Strapped For Cash

There’s an old adage – cash is king. Except, in today’s low-interest rate environment, cash feels more like the ugly duckling. It’s easy to see why many investors are turning more and more of their cashflow toward more productive sources – investing for retirement, paying down a mortgage, etc.

These are positive endeavors in their own right, but neglecting to maintain some level of cash reserves (a general rule of thumb is at least 3-6 months of living expenses) can leave you unprepared for emergency situations. If your cash has been tied up in one of the following categories, here are some options you might have in a pinch:

You aggressively paid down a mortgage with extra cash – While there’s no doubt it feels great to eliminate debt and right-size your personal balance sheet, doing so ties up more of your net worth in the equity of your home, where it is not easily accessible. In an emergency, this could be mitigated by a Home Equity Line of Credit (HELOC), which allows you to advance some portion of your home equity as an interest-only line of credit. A few words of caution: this works great if you have a HELOC already established, and if you have a reliable stream of income from which to repay the loan in a reasonable timeframe.

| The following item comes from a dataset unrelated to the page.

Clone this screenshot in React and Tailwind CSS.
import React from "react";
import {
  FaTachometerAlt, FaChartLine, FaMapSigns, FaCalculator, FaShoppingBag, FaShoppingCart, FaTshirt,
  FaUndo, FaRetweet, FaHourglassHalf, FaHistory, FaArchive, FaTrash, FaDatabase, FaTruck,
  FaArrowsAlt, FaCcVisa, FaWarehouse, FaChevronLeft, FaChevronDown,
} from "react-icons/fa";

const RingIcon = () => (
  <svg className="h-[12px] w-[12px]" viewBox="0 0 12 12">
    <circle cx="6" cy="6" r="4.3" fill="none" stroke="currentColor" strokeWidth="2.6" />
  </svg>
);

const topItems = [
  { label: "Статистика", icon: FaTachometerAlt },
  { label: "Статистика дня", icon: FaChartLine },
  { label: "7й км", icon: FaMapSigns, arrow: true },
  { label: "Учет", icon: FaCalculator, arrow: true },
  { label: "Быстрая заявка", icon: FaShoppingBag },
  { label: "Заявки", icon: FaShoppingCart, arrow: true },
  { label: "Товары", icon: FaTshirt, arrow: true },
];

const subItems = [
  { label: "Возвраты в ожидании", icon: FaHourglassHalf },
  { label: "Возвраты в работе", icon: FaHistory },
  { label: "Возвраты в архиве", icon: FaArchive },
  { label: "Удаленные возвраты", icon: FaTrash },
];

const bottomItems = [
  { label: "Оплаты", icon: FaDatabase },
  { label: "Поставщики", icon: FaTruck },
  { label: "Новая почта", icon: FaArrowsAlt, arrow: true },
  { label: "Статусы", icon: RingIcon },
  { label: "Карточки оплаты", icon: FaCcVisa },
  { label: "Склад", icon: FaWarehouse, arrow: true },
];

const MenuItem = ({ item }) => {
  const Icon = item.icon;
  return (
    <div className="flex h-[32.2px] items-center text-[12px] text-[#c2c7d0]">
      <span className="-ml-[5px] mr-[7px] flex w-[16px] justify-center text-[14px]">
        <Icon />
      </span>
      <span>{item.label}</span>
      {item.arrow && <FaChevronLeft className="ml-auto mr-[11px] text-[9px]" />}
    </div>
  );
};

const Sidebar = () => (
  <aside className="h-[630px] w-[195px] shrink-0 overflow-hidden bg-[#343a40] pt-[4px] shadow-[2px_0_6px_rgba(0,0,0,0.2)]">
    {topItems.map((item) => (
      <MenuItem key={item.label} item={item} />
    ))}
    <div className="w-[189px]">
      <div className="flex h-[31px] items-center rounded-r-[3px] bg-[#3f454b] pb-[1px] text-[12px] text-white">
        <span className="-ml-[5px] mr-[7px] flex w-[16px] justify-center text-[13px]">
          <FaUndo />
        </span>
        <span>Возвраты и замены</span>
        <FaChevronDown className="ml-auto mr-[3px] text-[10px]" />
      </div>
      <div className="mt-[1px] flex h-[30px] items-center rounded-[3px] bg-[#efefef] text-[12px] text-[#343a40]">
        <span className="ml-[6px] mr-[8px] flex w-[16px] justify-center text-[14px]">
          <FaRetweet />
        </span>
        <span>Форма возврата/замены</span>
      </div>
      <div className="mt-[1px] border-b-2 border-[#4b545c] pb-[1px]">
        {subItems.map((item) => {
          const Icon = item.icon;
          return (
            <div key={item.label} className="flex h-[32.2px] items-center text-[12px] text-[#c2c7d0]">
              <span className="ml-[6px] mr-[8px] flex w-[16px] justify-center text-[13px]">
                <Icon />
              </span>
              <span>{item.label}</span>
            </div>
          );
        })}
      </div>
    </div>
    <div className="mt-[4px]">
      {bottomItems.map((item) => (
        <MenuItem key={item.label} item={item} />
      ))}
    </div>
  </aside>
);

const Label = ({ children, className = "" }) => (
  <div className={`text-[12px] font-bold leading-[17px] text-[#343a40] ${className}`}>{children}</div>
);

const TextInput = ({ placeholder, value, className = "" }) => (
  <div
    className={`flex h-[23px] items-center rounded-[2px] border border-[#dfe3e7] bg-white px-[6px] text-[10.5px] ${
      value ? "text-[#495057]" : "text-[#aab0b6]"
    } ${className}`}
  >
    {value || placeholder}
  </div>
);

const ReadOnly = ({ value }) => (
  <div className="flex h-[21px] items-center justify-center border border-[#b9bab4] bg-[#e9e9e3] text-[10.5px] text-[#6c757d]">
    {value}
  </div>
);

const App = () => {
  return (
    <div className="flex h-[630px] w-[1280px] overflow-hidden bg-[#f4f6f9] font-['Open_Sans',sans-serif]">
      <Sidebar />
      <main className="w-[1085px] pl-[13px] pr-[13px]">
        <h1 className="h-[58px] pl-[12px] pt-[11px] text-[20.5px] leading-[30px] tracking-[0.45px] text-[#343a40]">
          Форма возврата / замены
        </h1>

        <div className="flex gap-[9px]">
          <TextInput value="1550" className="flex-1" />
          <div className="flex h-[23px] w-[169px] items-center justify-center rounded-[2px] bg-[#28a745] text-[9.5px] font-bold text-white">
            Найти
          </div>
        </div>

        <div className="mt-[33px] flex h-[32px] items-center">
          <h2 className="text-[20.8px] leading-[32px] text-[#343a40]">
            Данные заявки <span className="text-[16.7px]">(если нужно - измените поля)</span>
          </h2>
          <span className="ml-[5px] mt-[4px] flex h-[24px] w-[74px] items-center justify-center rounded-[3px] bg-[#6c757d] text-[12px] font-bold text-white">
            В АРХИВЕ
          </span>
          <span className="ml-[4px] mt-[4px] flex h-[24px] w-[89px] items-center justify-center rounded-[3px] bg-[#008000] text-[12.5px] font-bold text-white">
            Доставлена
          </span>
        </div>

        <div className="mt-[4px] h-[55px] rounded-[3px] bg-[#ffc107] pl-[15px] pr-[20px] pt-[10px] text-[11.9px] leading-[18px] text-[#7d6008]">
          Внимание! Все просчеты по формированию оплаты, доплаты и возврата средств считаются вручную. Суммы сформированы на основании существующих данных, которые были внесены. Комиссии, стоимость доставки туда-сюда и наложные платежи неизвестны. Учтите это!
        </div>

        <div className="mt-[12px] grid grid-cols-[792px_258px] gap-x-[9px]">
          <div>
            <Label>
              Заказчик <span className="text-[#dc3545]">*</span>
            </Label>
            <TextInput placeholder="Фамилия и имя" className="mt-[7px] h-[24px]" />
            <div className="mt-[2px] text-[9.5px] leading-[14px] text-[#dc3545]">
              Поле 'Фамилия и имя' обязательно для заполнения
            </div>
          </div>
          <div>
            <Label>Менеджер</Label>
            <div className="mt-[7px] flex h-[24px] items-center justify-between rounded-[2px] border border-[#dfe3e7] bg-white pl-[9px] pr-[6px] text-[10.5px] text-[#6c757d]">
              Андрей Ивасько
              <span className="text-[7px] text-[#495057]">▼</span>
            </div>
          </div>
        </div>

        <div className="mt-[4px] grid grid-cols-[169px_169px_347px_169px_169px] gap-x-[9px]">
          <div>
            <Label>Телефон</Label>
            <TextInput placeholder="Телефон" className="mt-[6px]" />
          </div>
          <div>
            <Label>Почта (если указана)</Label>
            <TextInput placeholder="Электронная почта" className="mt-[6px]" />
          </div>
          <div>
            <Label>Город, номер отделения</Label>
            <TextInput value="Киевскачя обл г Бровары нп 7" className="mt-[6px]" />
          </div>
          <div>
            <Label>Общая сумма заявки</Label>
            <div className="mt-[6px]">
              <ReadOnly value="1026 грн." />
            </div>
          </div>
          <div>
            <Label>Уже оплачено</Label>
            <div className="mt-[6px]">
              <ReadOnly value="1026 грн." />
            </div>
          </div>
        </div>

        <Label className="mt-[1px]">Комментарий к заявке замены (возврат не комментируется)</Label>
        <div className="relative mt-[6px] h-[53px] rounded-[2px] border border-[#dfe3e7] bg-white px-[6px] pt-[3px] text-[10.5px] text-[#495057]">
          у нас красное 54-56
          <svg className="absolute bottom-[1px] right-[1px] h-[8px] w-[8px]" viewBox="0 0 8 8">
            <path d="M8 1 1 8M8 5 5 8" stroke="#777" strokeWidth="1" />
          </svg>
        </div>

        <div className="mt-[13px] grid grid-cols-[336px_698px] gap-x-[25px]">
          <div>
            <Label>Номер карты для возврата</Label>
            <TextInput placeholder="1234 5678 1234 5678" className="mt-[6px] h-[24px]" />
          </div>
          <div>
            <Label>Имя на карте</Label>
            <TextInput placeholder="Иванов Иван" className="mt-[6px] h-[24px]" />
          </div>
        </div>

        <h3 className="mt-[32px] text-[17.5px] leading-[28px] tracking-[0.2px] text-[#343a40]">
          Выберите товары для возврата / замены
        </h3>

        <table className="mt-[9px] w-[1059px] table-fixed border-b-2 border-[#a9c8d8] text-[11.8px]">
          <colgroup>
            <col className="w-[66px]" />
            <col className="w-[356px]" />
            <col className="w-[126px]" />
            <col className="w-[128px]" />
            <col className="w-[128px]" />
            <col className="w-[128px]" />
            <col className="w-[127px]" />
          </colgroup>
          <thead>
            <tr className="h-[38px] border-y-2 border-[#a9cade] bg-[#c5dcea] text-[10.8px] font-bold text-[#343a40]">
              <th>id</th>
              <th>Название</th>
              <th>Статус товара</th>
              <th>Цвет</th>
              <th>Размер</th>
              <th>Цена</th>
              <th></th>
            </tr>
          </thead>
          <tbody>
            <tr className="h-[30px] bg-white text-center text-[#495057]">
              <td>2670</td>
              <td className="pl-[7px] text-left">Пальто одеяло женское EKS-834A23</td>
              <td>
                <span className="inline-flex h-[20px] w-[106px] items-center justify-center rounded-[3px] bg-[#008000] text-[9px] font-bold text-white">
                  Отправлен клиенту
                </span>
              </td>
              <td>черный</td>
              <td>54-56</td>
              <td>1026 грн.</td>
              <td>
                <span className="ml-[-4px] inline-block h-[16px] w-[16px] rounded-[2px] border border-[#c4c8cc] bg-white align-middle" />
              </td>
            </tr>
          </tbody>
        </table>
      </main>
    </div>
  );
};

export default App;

You have concentrated savings in a brokerage account – For those who have diverted most of their cashflow to a taxable investment account, it can be doubly disadvantageous to have to pull money out in an emergency, both because of the tax consequences, as well as having to sell the underlying investments at potentially inopportune times. One solution, particularly for larger account sizes, is a Pledged Asset Line of Credit (PAL). Similar to a HELOC, a PAL allows you to borrow against those assets without being forced to sell anything (and trigger capital gains). Once again, a better solution if you have established a PAL prior to an emergency, rather than in response to an emergency.

You have concentrated savings in a retirement account – Some, but not all, 401(k) plans allow for loans against the plan account, which come with their own sets of rules and regulations, but allow the plan participant to avoid taxes and early withdrawal penalties. When it comes to IRA’s, including SEP IRA’s, the account holder has the ability to temporarily withdraw funds penalty-free and tax-free, so long as those funds are returned to the IRA within 60 days. Because of the many regulations surrounding these strategies, we highly caution against them except as a last resort.

If you fall into one of these categories and want to be better prepared, it’s never too late to start building an emergency fund by putting aside extra cash, or reducing expenses if necessary. At the very least, you should have an idea of where you would turn if you needed cash in a hurry.

When it comes to being prepared for emergencies, cash is king. And the king is NOT dead.